Senate Majority Leader Mitch McConnell hoped President Donald Trump wouldn't declare a national emergency over border security, but said Monday that he was "obviously" unsuccessful in arguing against the move.
The Senate is likely to pass a resolution to block Trump’s emergency declaration, McConnell told reporters in Louisville.
“I think what is clear in the Senate is there will be enough votes to pass the resolution of disapproval, which will then be vetoed by the president," he said. " And then, in all likelihood, the veto will be upheld in the House.”
McConnell said he had hoped Trump "would not take the national emergency route."
"Once you decide to do that, I said I would support it, but I was hoping he wouldn't take that particular path," he said.
Asked by a Courier-Journal reporter whether he was concerned future Democratic presidents would use a similar tactic to fund issues like climate change or gun control, McConnell said he was.
"That's one reason I argued — obviously without success — to the president that he not take this route," McConnell said.
Trump declared a national emergency in February after Congress sent him a bipartisan funding bill that didn't include his $5.7 billion demand for a wall along the U.S.-Mexico border.
The emergency declaration allows him to free up billions from other sources to pay for the barrier, which he claims is necessary to reduce the flow of drugs and gang members into the country.

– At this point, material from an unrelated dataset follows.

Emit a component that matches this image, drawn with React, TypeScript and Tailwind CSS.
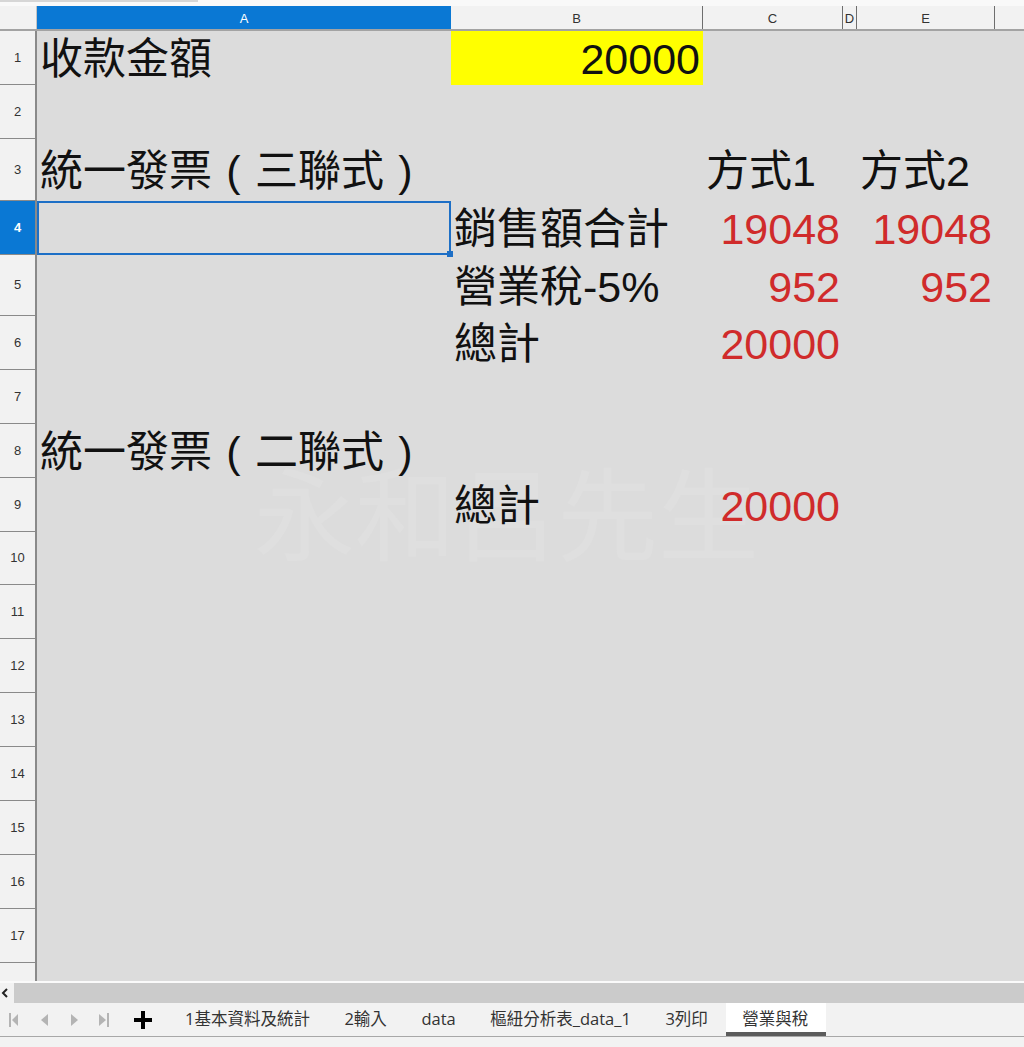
import React from "react";

type ColKey = "A" | "B" | "C" | "D" | "E" | "F";

type Cell = { text: React.ReactNode; right?: boolean; red?: boolean; fill?: boolean };

const COLS: { key: ColKey; w: string; label: string }[] = [
  { key: "A", w: "w-[414px]", label: "A" },
  { key: "B", w: "w-[252px]", label: "B" },
  { key: "C", w: "w-[140px]", label: "C" },
  { key: "D", w: "w-[14px]", label: "D" },
  { key: "E", w: "w-[138px]", label: "E" },
  { key: "F", w: "w-[80px]", label: "" },
];

const ROW_H = [
  "h-[54px]", "h-[54px]", "h-[62px]", "h-[54px]", "h-[61px]", "h-[54px]",
  "h-[54px]", "h-[54px]", "h-[54px]", "h-[53px]", "h-[54px]", "h-[54px]",
  "h-[54px]", "h-[54px]", "h-[54px]", "h-[54px]", "h-[54px]", "h-[54px]",
];

// full-width brackets sit centred in their em box
function Paren({ ch }: { ch: string }) {
  return <span className="inline-block w-[43px] text-center">{ch}</span>;
}

function Invoice({ kind }: { kind: string }) {
  return (
    <>
      統一發票
      <Paren ch="(" />
      {kind}聯式
      <Paren ch=")" />
    </>
  );
}

const DATA: Record<number, Partial<Record<ColKey, Cell>>> = {
  1: { A: { text: "收款金額" }, B: { text: "20000", right: true, fill: true } },
  3: { A: { text: <Invoice kind="三" /> }, C: { text: "方式1" }, E: { text: "方式2" } },
  4: {
    B: { text: "銷售額合計" },
    C: { text: "19048", right: true, red: true },
    E: { text: "19048", right: true, red: true },
  },
  5: {
    B: { text: "營業稅-5%" },
    C: { text: "952", right: true, red: true },
    E: { text: "952", right: true, red: true },
  },
  6: { B: { text: "總計" }, C: { text: "20000", right: true, red: true } },
  8: { A: { text: <Invoice kind="二" /> } },
  9: { B: { text: "總計" }, C: { text: "20000", right: true, red: true } },
};

const SHEETS = ["1基本資料及統計", "2輸入", "data", "樞紐分析表_data_1", "3列印", "營業與稅"];

const sans = "font-['Liberation_Sans','Noto_Sans_CJK_TC',sans-serif]";

function ColumnHeader() {
  return (
    <div className="flex h-[25px] border-b-2 border-[#a3a3a3] bg-[#f2f2f2]">
      <div className="w-[37px] shrink-0 border-r border-[#c4c4c4]" />
      {COLS.map((c) => (
        <div
          key={c.key}
          className={`${c.w} shrink-0 flex items-center justify-center pt-[2px] text-[13px] ${
            c.key === "A" ? "bg-[#0a78d4] text-white" : "border-r border-[#6e6e6e] text-[#333]"
          }`}
        >
          {c.label}
        </div>
      ))}
    </div>
  );
}

function SheetRow({ n }: { n: number }) {
  const row = DATA[n] ?? {};
  const active = n === 4;
  return (
    <div className={`relative flex shrink-0 ${ROW_H[n - 1]}`}>
      <div
        className={`w-[37px] shrink-0 flex items-center justify-center border-r-2 border-b border-[#8a8a8a] text-[13px] ${
          active ? "bg-[#0a78d4] text-white font-bold" : "bg-[#f2f2f2] text-[#333]"
        }`}
      >
        {n}
      </div>
      {COLS.map((c) => {
        const cell = row[c.key];
        const selected = active && c.key === "A";
        return (
          <div
            key={c.key}
            className={`${c.w} shrink-0 relative flex items-center whitespace-nowrap text-[43px] leading-none ${
              cell?.right ? "justify-end pr-[3px]" : "pl-[3px]"
            } ${cell?.fill ? "bg-[#ffff00]" : ""} ${cell?.red ? "text-[#d02b2b]" : "text-[#111]"} ${
              selected ? "border-2 border-[#1d6fc6]" : ""
            }`}
          >
            {cell && <span className="pt-[3px]">{cell.text}</span>}
            {selected && (
              <span className="absolute -right-[4px] -bottom-[4px] h-[6px] w-[6px] bg-[#1d6fc6]" />
            )}
          </div>
        );
      })}
    </div>
  );
}

function NavArrows() {
  return (
    <div className="flex items-center">
      <svg width="30" height="16" viewBox="0 0 30 16" className="ml-[8px]">
        <rect x="1" y="1" width="2" height="14" fill="#b4b4b4" />
        <path d="M10 2 L4 8 L10 14 Z" fill="#b4b4b4" />
      </svg>
      <svg width="30" height="16" viewBox="0 0 30 16">
        <path d="M10 2 L3 8 L10 14 Z" fill="#b4b4b4" />
      </svg>
      <svg width="30" height="16" viewBox="0 0 30 16">
        <path d="M3 2 L10 8 L3 14 Z" fill="#b4b4b4" />
      </svg>
      <svg width="30" height="16" viewBox="0 0 30 16">
        <path d="M1 2 L8 8 L1 14 Z" fill="#b4b4b4" />
        <rect x="9" y="1" width="2" height="14" fill="#b4b4b4" />
      </svg>
      <svg width="18" height="18" viewBox="0 0 18 18" className="ml-[6px]">
        <rect x="7" y="0" width="4" height="18" fill="#000" />
        <rect x="0" y="7" width="18" height="4" fill="#000" />
      </svg>
    </div>
  );
}

export default function App() {
  return (
    <div className={`h-[1047px] w-[1024px] overflow-hidden bg-[#f2f2f2] ${sans}`}>
      {/* remnant of the formula bar edge */}
      <div className="h-[6px] bg-[#f9f9f9]">
        <div className="h-[2px] w-[198px] bg-[#d6d6d6]" />
      </div>
      <ColumnHeader />
      <div className="relative flex h-[950px] flex-col overflow-hidden bg-[#dcdcdc]">
        <div className="pointer-events-none absolute left-[254px] top-[428px] whitespace-nowrap text-[101px] leading-none text-[#dfdfdf] font-['Noto_Sans_CJK_TC',sans-serif]">
          永和呂先生
        </div>
        {ROW_H.map((_, i) => (
          <SheetRow key={i} n={i + 1} />
        ))}
      </div>
      <div className="h-[2px] bg-[#fafafa]" />
      <div className="flex h-[20px]">
        <div className="flex w-[14px] items-center bg-[#f2f2f2]">
          <svg width="8" height="10" viewBox="0 0 8 10" className="ml-[1px]">
            <path d="M6 1 L2 5 L6 9" stroke="#222" strokeWidth="2" fill="none" />
          </svg>
        </div>
        <div className="flex-1 bg-[#cbcbcb]" />
      </div>
      <div className="flex h-[34px] items-stretch border-b border-[#a8a8a8] bg-[#f2f2f2]">
        <NavArrows />
        <div className="ml-[16.5px] flex items-stretch text-[16.5px] text-[#333] font-['Open_Sans','Noto_Sans_CJK_TC',sans-serif]">
          {SHEETS.map((s, i) => {
            const current = i === SHEETS.length - 1;
            return (
              <div
                key={s}
                className={`flex items-center pl-[16.5px] pr-[18px] ${
                  current ? "border-b-4 border-[#5c5c5c] bg-white pt-[4px]" : ""
                }`}
              >
                {s}
              </div>
            );
          })}
        </div>
      </div>
    </div>
  );
}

Over the weekend, fellow Kentucky Republican U.S. Sen. Rand Paul indicated he will vote in favor of the resolution when it comes to the Senate, likely giving Senate opponents enough votes to send the resolution to Trump's desk.
During a speech Saturday night in Bowling Green, Paul said he "can't vote to give extra-Constitutional powers to the president," according to the Bowling Green Daily News.
"I can't vote to give the president the power to spend money that hasn't been appropriated by Congress," Paul said, as reported by the Bowling Green newspaper. "We may want more money for border security, but Congress didn't authorize it. If we take away those checks and balances, it's a dangerous thing."
A spokeswoman for Paul, Kelsey Cooper, confirmed Monday the senator had made those comments.
Paul joins Republican Sens. Susan Collins of Maine, Lisa Murkowski of Alaska and Thom Tillis of North Carolina, who have all said they'll vote against the national emergency declaration.
Assuming all the Senate's 47 Democrats and their independent allies vote against Trump, opponents would have the 51 votes needed to pass.
McConnell spoke in Louisville Monday to announce that Trump had personally assured him that the new VA hospital in Louisville would get more than $400 million in his 2020 budget request to Congress.